MYTH: It’s unfair to cut taxes on the
backs
of a single industry.
FACT:
Actually, it’s unfair for any single industry to enjoy
disproportionately low
taxes, as does the oil industry in Ohio today.
We should always seek to make taxes both
low and fair. Neither
Texas nor Alaska has an income tax
thanks to their high severance taxes.
The oil industry thrives in both states.
4.
MYTH: Why do we want to raise taxes on
an
industry before we even know if it will be successful?
FACT: We
agree, which is one reason why we didn’t do what Pennsylvania did and
we didn’t
impose a state impact fee on the industry.
Oil companies will only pay taxes on
what they produce and sell. If
there’s no oil, then they won’t pay
anything.
5.
MYTH: New severance tax revenue should
go to
fund government, not income tax cuts.
FACT: Ohio
governments don’t have revenue problems, they have spending problems.
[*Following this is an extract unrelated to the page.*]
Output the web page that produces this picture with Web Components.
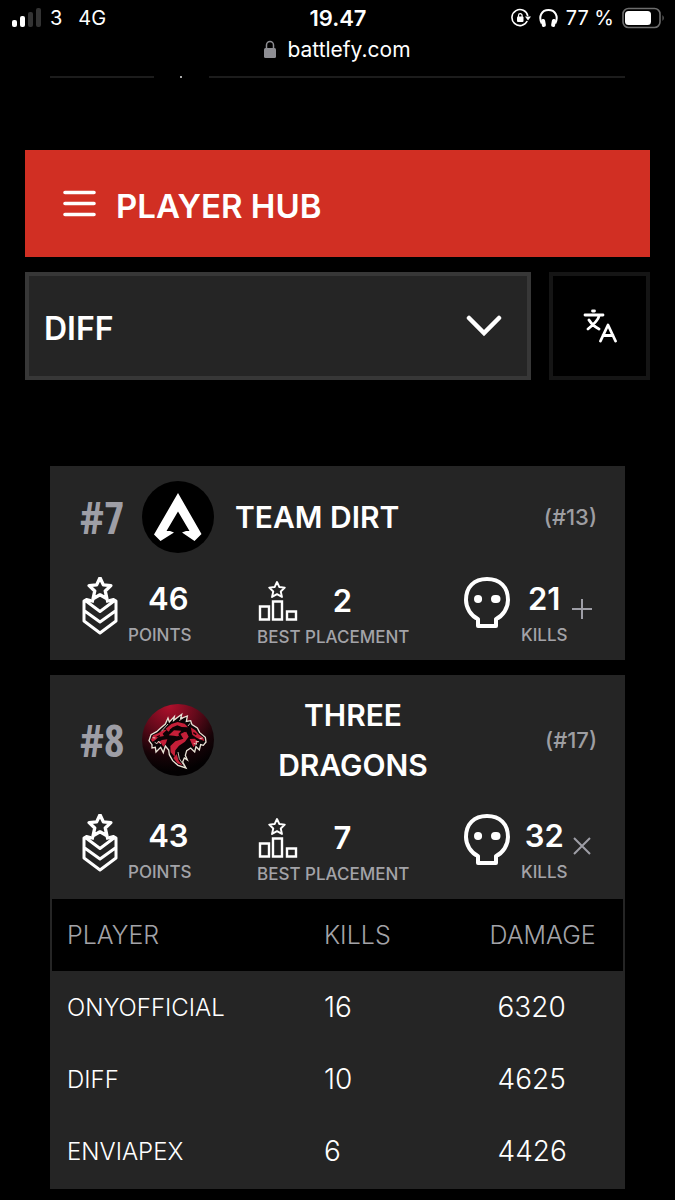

Instead of seeking new
revenue streams to
support high costs, state and local government should be working to
find
innovative ways to reduce costs so they can reduce taxes and become
more jobs
friendly.
6.
MYTH: Isn’t it anti-Republican to raise
taxes on businesses?
FACT: Cutting taxes on small businesses is
classic, pro-growth economic policy.
Making sure tax changes are revenue
neutral and don’t go to government
is classic, conservative fiscal policy.
Cutting taxes for Ohioans instead of
giving the benefits of low taxes to
out-of-state oil companies who will ship those benefits out-of-state
isn’t
conservative or liberal, Republican or Democrat, it’s pro-Ohio.